Predictably, Hiccup flees before his father’s reactionary securitization scheme can be realized, surrendering himself to the dragon-catcher Eret (Kit Harington), who espouses as pessimistic neo-Marxist worldview based on systems, economic interests, and the incontestable power of elites. Shortly thereafter, Hiccup is reunited with his mother, Valka (Cate Blanchett), thought dead for 20 years, discovering that she is a dragon-master in her own right. She informs her son that she had championed the cause of the dragons against the phobic hatred of her fellow Vikings, and when confronted with the choice of killing a dragon to save her infant son (Hiccup), she chose instead to reject violence and joined a sort of dragon commune far from the realm of human conflict. In classic feminist IR fashion, she eschews both the (interstate) behaviour of warring factions and the biological differences of this ‘queer’ species of highly intelligent reptiles. Her abdication of her ‘motherly duties’ in support of dragon-kind seems not to have weighed on her at all, though she eventually does ask Hiccup to ‘begin again’ once she sees in him a kindred spirit (drawn in stark opposition to her memory of her husband’s dragon-slaying über-masculinity). However, she will not countenance ‘negotiations’ with Bludvist, thus situating the (American-voiced) protagonist Hiccup in an isolated position of idealism, trapped between a realist and a feminist (both voiced by non-American, but Anglophone actors).

Eventually, we meet (the West African-voiced) Drago, who eerily resembles a dreadlocked Muammar Qaddafi. He is the first person of colour to be introduced in the film series, thus insouciantly producing an East-West distortion of the narrative. In classical Orientalist fashion, Bludvist wears animal skins, abuses his toadies, and has unexplained magical powers: he has tamed a gargantuan ‘Bewilderbeast’ that can manipulate other dragons through mind control (thus blending the hoary fear of totalitarianism with the dangerous ‘Eastern mastermind’). Following a scene in which Toothless is mentally enslaved by the forces of evil, Hiccup is transformed into an avenging liberal, protecting ‘his people’ from the forces of blind destruction. Faced with challenges from all sides, the ‘negotiator-in-chief’ Hiccup transforms into an idealist warrior-king, returning his land to peace and prosperity so dragons and humans can again live side-by-side. What could be more American than that (particularly given the puissant metaphor of the dragon-as-nuclear-weapon)?

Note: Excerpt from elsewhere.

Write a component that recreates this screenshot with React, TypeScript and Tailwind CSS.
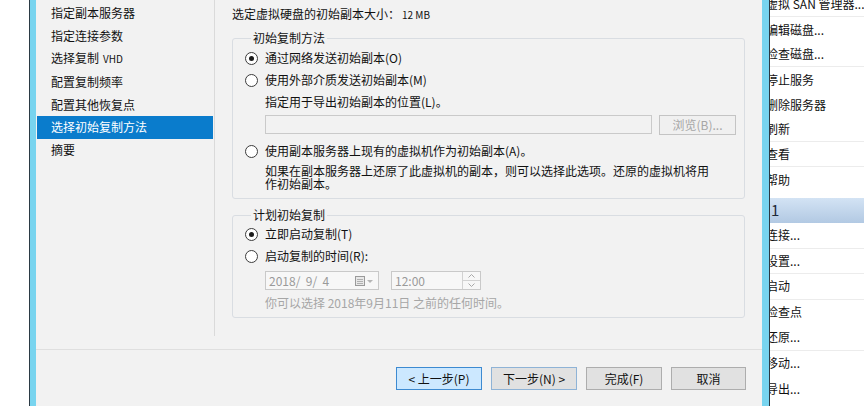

While this analysis may smack of an ‘over-reading’ of a rather innocent text, I would argue that animated films, particularly Disney and Pixar movies, have a long history of trading in subtle political messaging. If one thus accepts that popular culture is politics then what should we take away from HTTYD-2? At the very least that Hollywood—at nearly every turn—seeks to reinforce the notion of American military might as a force for good in the world, even when things get ugly. Whether it involves a sniper’s rifle or a dragon’s fireball, American power is righteous, honourable, and final.